Would ds.iter_batches(batch_size=5401) work (API)? For tabular (e.g. Parquet) data, that should return a (5401, 15) table as a Pandas DataFrame, which can then be converted into Torch tensors.

You also might want to look at the ds.to_torch(batch_size=5401) API, which will do this Torch tensor conversion for you and will return to you a Torch IterableDataset that yields tensor batches. E.g.:

def train_func(config):
    # get shard of the dataset containing data for N sequences
    # --- shape: [N x 5401 x 15]
    pipe = ray.train.get_dataset_shard()
    
    # train
    for epoch, epoch_pipe in zip(range(config['epochs']), pipe.iter_epochs()):
        for batch in epoch_pipe.to_torch(batch_size=5401):
            # ... train script goes here ...
            # batch is [batch_size x 5401 x 15]

Note that we iterate directly over the torch.data.utils.IterableDataset returned by .to_torch(), we do not give it to a Torch DataLoader.

1 Like

Hi Clark,

Thanks so much for the quick reply! This definitely looks like the approach I want to take, I just have a couple more questions related to your proposed solution.

Combining your example with my trainer code above, I assume I would be setting:

dataset_pipeline = ds.data.read_parquet("...")

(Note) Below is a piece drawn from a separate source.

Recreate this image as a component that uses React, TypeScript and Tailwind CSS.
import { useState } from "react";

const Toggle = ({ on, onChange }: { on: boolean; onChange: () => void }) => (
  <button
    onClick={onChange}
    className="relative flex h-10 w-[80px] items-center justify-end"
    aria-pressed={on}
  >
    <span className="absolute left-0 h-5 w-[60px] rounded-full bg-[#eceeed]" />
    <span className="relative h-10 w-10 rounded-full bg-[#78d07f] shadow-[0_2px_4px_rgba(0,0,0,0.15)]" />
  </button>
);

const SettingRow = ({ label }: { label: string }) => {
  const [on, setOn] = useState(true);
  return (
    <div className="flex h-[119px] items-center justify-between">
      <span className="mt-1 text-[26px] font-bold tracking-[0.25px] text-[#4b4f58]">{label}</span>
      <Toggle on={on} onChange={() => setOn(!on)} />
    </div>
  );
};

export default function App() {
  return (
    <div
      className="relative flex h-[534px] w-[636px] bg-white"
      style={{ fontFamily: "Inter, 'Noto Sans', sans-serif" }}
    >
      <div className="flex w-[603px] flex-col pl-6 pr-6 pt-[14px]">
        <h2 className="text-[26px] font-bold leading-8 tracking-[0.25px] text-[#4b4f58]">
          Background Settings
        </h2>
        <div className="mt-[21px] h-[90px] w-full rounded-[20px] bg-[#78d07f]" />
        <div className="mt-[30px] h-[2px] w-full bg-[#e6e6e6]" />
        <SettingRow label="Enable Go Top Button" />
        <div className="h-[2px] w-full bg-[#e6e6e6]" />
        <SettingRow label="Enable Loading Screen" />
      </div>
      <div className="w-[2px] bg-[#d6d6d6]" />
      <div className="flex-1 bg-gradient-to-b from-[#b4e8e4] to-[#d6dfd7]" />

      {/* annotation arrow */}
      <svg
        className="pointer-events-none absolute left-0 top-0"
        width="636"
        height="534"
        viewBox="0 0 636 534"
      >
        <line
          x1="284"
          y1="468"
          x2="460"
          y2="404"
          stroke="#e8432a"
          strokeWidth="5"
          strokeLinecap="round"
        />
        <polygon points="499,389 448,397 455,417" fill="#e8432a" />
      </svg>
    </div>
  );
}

And then passing that into trainer.run(). My first question is:

  1. Do I need to worry about the last sequence in some shards not having the full 5401 rows? My understanding is that Ray reads and partitions the dataset into physical blocks which are spread across the worker nodes. I don’t know if shards and blocks map one-to-one (or if e.g. one shard could consist of many blocks), but I just want to know if I’ll need to handle the potential corner case where the last sequence of 5401 rows didn’t fully fit into the shard?

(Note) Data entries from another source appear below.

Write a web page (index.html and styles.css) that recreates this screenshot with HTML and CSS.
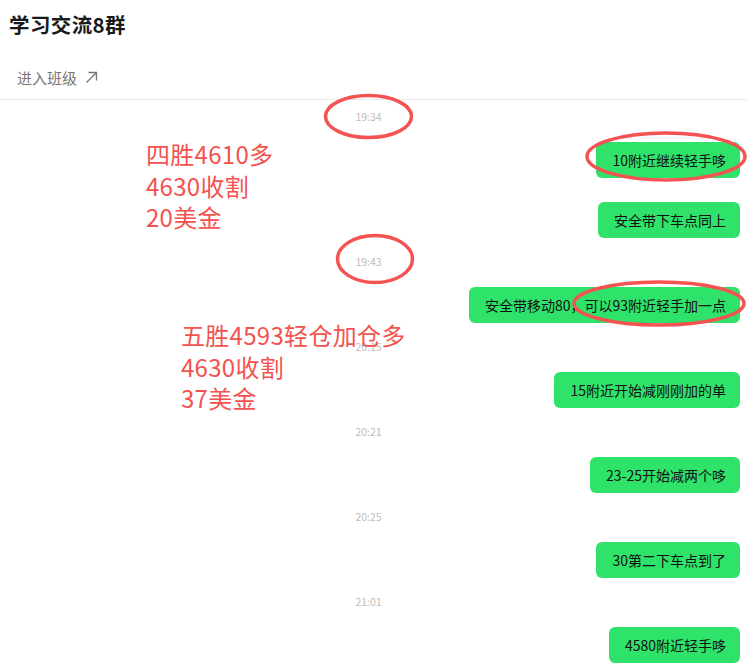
FILE: index.html
```html
<!DOCTYPE html>
<html lang="zh-CN">
<head>
<meta charset="utf-8">
<title>学习交流8群</title>
<link rel="stylesheet" href="styles.css">
</head>
<body>
<div class="page">
  <header class="header">
    <h1 class="title">学习交流8群</h1>
    <div class="enter">进入班级<svg class="arrow" width="13" height="13" viewBox="0 0 13 13"><path d="M1.5 11.5 L11.5 1.5 M3.5 1.5 H11.5 V9.5" fill="none" stroke="#777" stroke-width="1.4"/></svg></div>
  </header>
  <main class="chat">
    <div class="time">19:34</div>
    <div class="msg"><span class="bubble">10附近继续轻手哆</span></div>
    <div class="msg"><span class="bubble">安全带下车点同上</span></div>
    <div class="time">19:43</div>
    <div class="msg"><span class="bubble">安全带移动80，可以93附近轻手加一点</span></div>
    <div class="time">20:15</div>
    <div class="msg"><span class="bubble">15附近开始减刚刚加的单</span></div>
    <div class="time">20:21</div>
    <div class="msg"><span class="bubble">23-25开始减两个哆</span></div>
    <div class="time">20:25</div>
    <div class="msg"><span class="bubble">30第二下车点到了</span></div>
    <div class="time">21:01</div>
    <div class="msg"><span class="bubble">4580附近轻手哆</span></div>
  </main>
  <div class="note note1">四胜4610多<br>4630收割<br>20美金</div>
  <div class="note note2">五胜4593轻仓加仓多<br>4630收割<br>37美金</div>
  <svg class="marks" width="747" height="672" viewBox="0 0 747 672">
    <g fill="none" stroke="#f45352" stroke-width="3.5">
      <ellipse cx="368.5" cy="116.5" rx="43" ry="21"/>
      <ellipse cx="666" cy="156.5" rx="79" ry="23.5"/>
      <ellipse cx="375" cy="259" rx="37.5" ry="23.5"/>
      <ellipse cx="659" cy="303.5" rx="85" ry="21.5"/>
    </g>
  </svg>
</div>
</body>
</html>
```

FILE: styles.css
```css
* { box-sizing: border-box; }
html, body { margin: 0; padding: 0; background: #fff; }
body {
  font-family: "Noto Sans CJK SC", "Noto Sans", "Liberation Sans", sans-serif;
  color: #111;
}
.page {
  position: relative;
  width: 747px;
  height: 672px;
  overflow: hidden;
}
.header {
  height: 100px;
  border-bottom: 1px solid #e9e9e9;
  display: flex;
  flex-direction: column;
  padding-left: 9px;
}
.title {
  margin: 10px 0 0 0;
  font-size: 20.5px;
  line-height: 28px;
  font-weight: 700;
  color: #1a1a1a;
  letter-spacing: 0.4px;
}
.enter {
  margin-top: 28px;
  padding-left: 8px;
  font-size: 15px;
  line-height: 24px;
  color: #777;
  display: flex;
  align-items: center;
}
.arrow { margin-left: 8px; margin-top: -2px; }
.chat {
  display: flex;
  flex-direction: column;
  padding-right: 7px;
}
.time {
  margin-top: 11px;
  height: 12px;
  line-height: 12px;
  font-size: 10.5px;
  color: #bdbdbd;
  text-align: center;
  padding-right: 3px;
}
.msg + .time { margin-top: 18px; }
.msg {
  display: flex;
  justify-content: flex-end;
  margin-top: 24px;
}
.time + .msg { margin-top: 19px; }
.bubble {
  display: block;
  background: #2ee26a;
  border-radius: 6px;
  height: 36px;
  line-height: 36px;
  padding: 0 14px 0 16px;
  font-size: 14px;
  color: #111;
  white-space: nowrap;
}
.note {
  position: absolute;
  font-size: 24px;
  line-height: 31.5px;
  color: #f4524f;
  white-space: nowrap;
  letter-spacing: 0.3px;
}
.note1 { left: 146px; top: 138px; }
.note2 { left: 181px; top: 319px; }
.marks {
  position: absolute;
  left: 0;
  top: 0;
  pointer-events: none;
}
```
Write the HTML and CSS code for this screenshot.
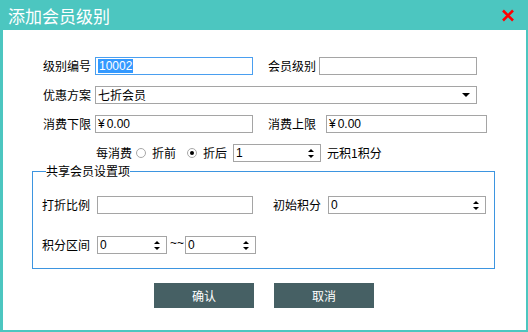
FILE: index.html
```html
<!DOCTYPE html>
<html lang="zh">
<head>
    <meta charset="UTF-8">
    <title>添加会员级别</title>
    <link rel="stylesheet" href="styles.css">
</head>
<body>
    <div class="window">
        <div class="title">
            <span>添加会员级别</span>
            <svg class="close" width="14" height="13" viewBox="0 0 14 13">
                <path d="M2 1.5 L12 11.5 M12 1.5 L2 11.5" stroke="#f00" stroke-width="2.6" fill="none"/>
            </svg>
        </div>
        <div class="content">
            <div class="row">
                <span class="label">级别编号</span>
                <div class="box w158 focus"><span class="sel">10002</span></div>
                <span class="label lbl2">会员级别</span>
                <div class="box w158 gap3"></div>
            </div>
            <div class="row">
                <span class="label">优惠方案</span>
                <div class="box w382 select"><span>七折会员</span><i class="down"></i></div>
            </div>
            <div class="row">
                <span class="label">消费下限</span>
                <div class="box w158"><span><em class="yen">¥</em>0.00</span></div>
                <span class="label lbl2">消费上限</span>
                <div class="box w161 gap11"><span><em class="yen">¥</em>0.00</span></div>
            </div>
            <div class="row row4">
                <span>每消费</span>
                <span class="radio"></span>
                <span class="rtext">折前</span>
                <span class="radio on"></span>
                <span class="rtext">折后</span>
                <div class="box spin w88"><span>1</span><i class="arrows"><b class="up"></b><b class="dn"></b></i></div>
                <span class="rtext">元积1积分</span>
            </div>

            <fieldset class="group">
                <legend>共享会员设置项</legend>
                <div class="row grow1">
                    <span class="label">打折比例</span>
                    <div class="box w156 gap7"></div>
                    <span class="label lbl3">初始积分</span>
                    <div class="box spin w158 gap7"><span>0</span><i class="arrows"><b class="up"></b><b class="dn"></b></i></div>
                </div>
                <div class="row grow2">
                    <span class="label">积分区间</span>
                    <div class="box spin w70 gap7"><span>0</span><i class="arrows"><b class="up"></b><b class="dn"></b></i></div>
                    <span class="tilde">~~</span>
                    <div class="box spin w71"><span>0</span><i class="arrows"><b class="up"></b><b class="dn"></b></i></div>
                </div>
            </fieldset>

            <div class="buttons">
                <button>确认</button>
                <button>取消</button>
            </div>
        </div>
    </div>
</body>
</html>
```

FILE: styles.css
```css
body {
    margin: 0;
    font-family: "Noto Sans CJK SC", sans-serif;
    font-size: 12px;
    color: #000;
}
.window {
    width: 528px;
    height: 332px;
    box-sizing: border-box;
    background: #4cc6c0;
    display: flex;
    flex-direction: column;
}
.title {
    height: 30px;
    display: flex;
    align-items: center;
    justify-content: space-between;
    padding: 0 13px 0 8px;
    color: #fff;
    font-size: 17px;
}
.close {
    display: block;
}
.content {
    flex: 1;
    margin: 0 2px 2px 3px;
    background: #fff;
    padding-top: 27px;
}
.row {
    display: flex;
    align-items: center;
    height: 18px;
    margin-left: 40px;
    margin-bottom: 11px;
    line-height: 14px;
}
.row4 {
    margin-left: 93px;
    margin-bottom: 0;
}
.label {
    width: 48px;
    margin-right: 4px;
    white-space: nowrap;
}
.lbl2 {
    margin-left: 15px;
    margin-right: 3px;
}
.lbl3 {
    margin-left: 20px;
}
.box {
    height: 18px;
    box-sizing: border-box;
    border: 1px solid #a5a5a5;
    display: flex;
    align-items: center;
    padding-left: 2px;
    font-family: "Liberation Sans", "Noto Sans CJK SC", sans-serif;
    font-size: 12px;
}
.box span {
    line-height: 14px;
}
.yen {
    font-style: normal;
    margin-right: 2px;
}
.focus {
    border-color: #4a9ff0;
}
.sel {
    background: #3399ff;
    color: #fff;
    padding: 0 1px;
}
.select span {
    font-family: "Noto Sans CJK SC", sans-serif;
    flex: 1;
}
.down {
    width: 0;
    height: 0;
    border-left: 4px solid transparent;
    border-right: 4px solid transparent;
    border-top: 4px solid #000;
    margin-right: 6px;
}
.spin span {
    flex: 1;
}
.arrows {
    display: flex;
    flex-direction: column;
    gap: 3px;
    margin-right: 6px;
}
.up, .dn {
    width: 0;
    height: 0;
    border-left: 3px solid transparent;
    border-right: 3px solid transparent;
}
.up {
    border-bottom: 3px solid #000;
}
.dn {
    border-top: 3px solid #000;
}
.w70 { width: 70px; }
.w71 { width: 71px; }
.w88 { width: 88px; }
.w156 { width: 156px; }
.w158 { width: 158px; }
.w161 { width: 161px; }
.w382 { width: 382px; }
.gap3 { margin-left: 0; }
.gap7 { margin-left: 3px; }
.gap11 { margin-left: 7px; }
.radio {
    width: 10px;
    height: 10px;
    box-sizing: border-box;
    border: 1px solid #a8a8a8;
    border-radius: 50%;
    margin-left: 4px;
    display: flex;
    align-items: center;
    justify-content: center;
}
.radio.on::after {
    content: "";
    width: 4px;
    height: 4px;
    border-radius: 50%;
    background: #000;
}
.rtext {
    margin-left: 6px;
    margin-right: 0;
}
.row4 .radio.on {
    margin-left: 11px;
}
.row4 .box {
    margin-left: 6px;
}
.group {
    margin: 2px 0 0 29px;
    width: 463px;
    box-sizing: border-box;
    padding: 0 0 14px 9px;
    border: 1px solid #3d95e0;
    min-width: 0;
}
.group legend {
    padding: 0;
    margin-left: 4px;
    line-height: 14px;
}
.group .row {
    margin-left: 0;
    margin-bottom: 0;
}
.grow1 {
    margin-top: 18px;
}
.grow2 {
    margin-top: 22px;
}
.tilde {
    margin: 0 2px 0 3px;
    width: 13px;
    font-family: "Liberation Sans", sans-serif;
    align-self: flex-start;
}
.buttons {
    display: flex;
    gap: 20px;
    margin: 14px 0 0 151px;
}
.buttons button {
    width: 100px;
    height: 25px;
    border: none;
    background: #466064;
    color: #fff;
    font-family: "Noto Sans CJK SC", sans-serif;
    font-size: 12px;
    padding: 0;
}
```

Next, I notice that you have:

for epoch, epoch_pipe in zip(range(config['epochs']), pipe.iter_epochs()):

My second question is:

  1. Where is pipe (the shard) getting the number of epochs? Do I need to modify my code above to be:
dataset_pipeline = ds.data.read_parquet("...").repeat(config['epochs'])

to get it to match?

Finally, my last question is related to the inner for loop:

for batch in epoch_pipe.to_torch(batch_size=5401):
    # ... train script goes here ...
    # batch is [batch_size x 5401 x 15]
  1. if batch is [batch_size x 5401 x 15], where is it getting the batch_size dimension from?

Sorry for all of these questions, I am drinking from the firehose of documentation on Ray Datasets / Ray Train – which is really amazing – but I just need to refine my understanding on some of these finer details.